**DIRECTIONS FOR THIS TASK:**
Reproduce the whole listing, character for character.

·····

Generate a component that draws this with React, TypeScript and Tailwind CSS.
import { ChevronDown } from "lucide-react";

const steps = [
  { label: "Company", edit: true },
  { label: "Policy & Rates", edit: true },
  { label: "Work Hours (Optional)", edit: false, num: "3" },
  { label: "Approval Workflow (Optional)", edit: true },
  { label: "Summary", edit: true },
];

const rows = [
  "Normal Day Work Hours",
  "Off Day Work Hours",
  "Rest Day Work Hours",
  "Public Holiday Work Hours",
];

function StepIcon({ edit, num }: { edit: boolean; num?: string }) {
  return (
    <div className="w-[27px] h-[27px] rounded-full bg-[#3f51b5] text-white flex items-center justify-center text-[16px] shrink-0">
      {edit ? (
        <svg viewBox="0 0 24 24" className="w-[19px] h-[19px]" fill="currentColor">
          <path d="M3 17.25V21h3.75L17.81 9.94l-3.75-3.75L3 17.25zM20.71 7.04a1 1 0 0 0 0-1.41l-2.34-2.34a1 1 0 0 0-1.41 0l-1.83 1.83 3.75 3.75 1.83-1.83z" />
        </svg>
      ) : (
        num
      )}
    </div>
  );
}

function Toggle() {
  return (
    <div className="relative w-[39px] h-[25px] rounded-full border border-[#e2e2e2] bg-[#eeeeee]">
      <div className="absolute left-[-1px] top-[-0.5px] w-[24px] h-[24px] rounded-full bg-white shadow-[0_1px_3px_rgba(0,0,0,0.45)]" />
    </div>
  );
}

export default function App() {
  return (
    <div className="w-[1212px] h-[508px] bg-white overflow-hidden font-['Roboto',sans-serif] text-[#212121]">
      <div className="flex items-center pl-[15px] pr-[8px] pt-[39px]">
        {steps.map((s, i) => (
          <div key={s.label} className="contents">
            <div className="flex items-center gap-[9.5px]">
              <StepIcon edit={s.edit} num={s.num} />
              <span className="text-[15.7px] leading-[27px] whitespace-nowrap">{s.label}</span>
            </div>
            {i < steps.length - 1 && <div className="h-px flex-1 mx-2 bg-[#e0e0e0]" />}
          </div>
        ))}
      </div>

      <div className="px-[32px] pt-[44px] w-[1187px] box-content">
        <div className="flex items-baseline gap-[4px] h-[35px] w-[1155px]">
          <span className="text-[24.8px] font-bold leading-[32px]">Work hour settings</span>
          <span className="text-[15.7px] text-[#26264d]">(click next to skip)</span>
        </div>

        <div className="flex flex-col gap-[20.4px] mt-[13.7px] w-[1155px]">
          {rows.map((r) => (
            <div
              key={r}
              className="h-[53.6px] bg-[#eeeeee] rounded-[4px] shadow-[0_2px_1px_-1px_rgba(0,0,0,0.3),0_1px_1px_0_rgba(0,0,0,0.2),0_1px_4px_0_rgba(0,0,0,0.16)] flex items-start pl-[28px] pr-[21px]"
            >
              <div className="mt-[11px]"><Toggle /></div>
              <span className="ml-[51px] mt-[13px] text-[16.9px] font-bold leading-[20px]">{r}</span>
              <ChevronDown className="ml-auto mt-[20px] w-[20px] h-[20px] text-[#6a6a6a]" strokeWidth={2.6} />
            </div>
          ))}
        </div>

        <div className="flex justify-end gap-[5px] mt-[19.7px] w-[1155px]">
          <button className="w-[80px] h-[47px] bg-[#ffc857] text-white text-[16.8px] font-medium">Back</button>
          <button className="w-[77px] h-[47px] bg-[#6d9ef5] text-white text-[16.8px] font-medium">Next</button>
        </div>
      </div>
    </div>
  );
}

·····

**COMPLETED EXERCISE:**
Generate a component that draws this with React, TypeScript and Tailwind CSS.
import { ChevronDown } from "lucide-react";

const steps = [
  { label: "Company", edit: true },
  { label: "Policy & Rates", edit: true },
  { label: "Work Hours (Optional)", edit: false, num: "3" },
  { label: "Approval Workflow (Optional)", edit: true },
  { label: "Summary", edit: true },
];

const rows = [
  "Normal Day Work Hours",
  "Off Day Work Hours",
  "Rest Day Work Hours",
  "Public Holiday Work Hours",
];

function StepIcon({ edit, num }: { edit: boolean; num?: string }) {
  return (
    <div className="w-[27px] h-[27px] rounded-full bg-[#3f51b5] text-white flex items-center justify-center text-[16px] shrink-0">
      {edit ? (
        <svg viewBox="0 0 24 24" className="w-[19px] h-[19px]" fill="currentColor">
          <path d="M3 17.25V21h3.75L17.81 9.94l-3.75-3.75L3 17.25zM20.71 7.04a1 1 0 0 0 0-1.41l-2.34-2.34a1 1 0 0 0-1.41 0l-1.83 1.83 3.75 3.75 1.83-1.83z" />
        </svg>
      ) : (
        num
      )}
    </div>
  );
}

function Toggle() {
  return (
    <div className="relative w-[39px] h-[25px] rounded-full border border-[#e2e2e2] bg-[#eeeeee]">
      <div className="absolute left-[-1px] top-[-0.5px] w-[24px] h-[24px] rounded-full bg-white shadow-[0_1px_3px_rgba(0,0,0,0.45)]" />
    </div>
  );
}

export default function App() {
  return (
    <div className="w-[1212px] h-[508px] bg-white overflow-hidden font-['Roboto',sans-serif] text-[#212121]">
      <div className="flex items-center pl-[15px] pr-[8px] pt-[39px]">
        {steps.map((s, i) => (
          <div key={s.label} className="contents">
            <div className="flex items-center gap-[9.5px]">
              <StepIcon edit={s.edit} num={s.num} />
              <span className="text-[15.7px] leading-[27px] whitespace-nowrap">{s.label}</span>
            </div>
            {i < steps.length - 1 && <div className="h-px flex-1 mx-2 bg-[#e0e0e0]" />}
          </div>
        ))}
      </div>

      <div className="px-[32px] pt-[44px] w-[1187px] box-content">
        <div className="flex items-baseline gap-[4px] h-[35px] w-[1155px]">
          <span className="text-[24.8px] font-bold leading-[32px]">Work hour settings</span>
          <span className="text-[15.7px] text-[#26264d]">(click next to skip)</span>
        </div>

        <div className="flex flex-col gap-[20.4px] mt-[13.7px] w-[1155px]">
          {rows.map((r) => (
            <div
              key={r}
              className="h-[53.6px] bg-[#eeeeee] rounded-[4px] shadow-[0_2px_1px_-1px_rgba(0,0,0,0.3),0_1px_1px_0_rgba(0,0,0,0.2),0_1px_4px_0_rgba(0,0,0,0.16)] flex items-start pl-[28px] pr-[21px]"
            >
              <div className="mt-[11px]"><Toggle /></div>
              <span className="ml-[51px] mt-[13px] text-[16.9px] font-bold leading-[20px]">{r}</span>
              <ChevronDown className="ml-auto mt-[20px] w-[20px] h-[20px] text-[#6a6a6a]" strokeWidth={2.6} />
            </div>
          ))}
        </div>

        <div className="flex justify-end gap-[5px] mt-[19.7px] w-[1155px]">
          <button className="w-[80px] h-[47px] bg-[#ffc857] text-white text-[16.8px] font-medium">Back</button>
          <button className="w-[77px] h-[47px] bg-[#6d9ef5] text-white text-[16.8px] font-medium">Next</button>
        </div>
      </div>
    </div>
  );
}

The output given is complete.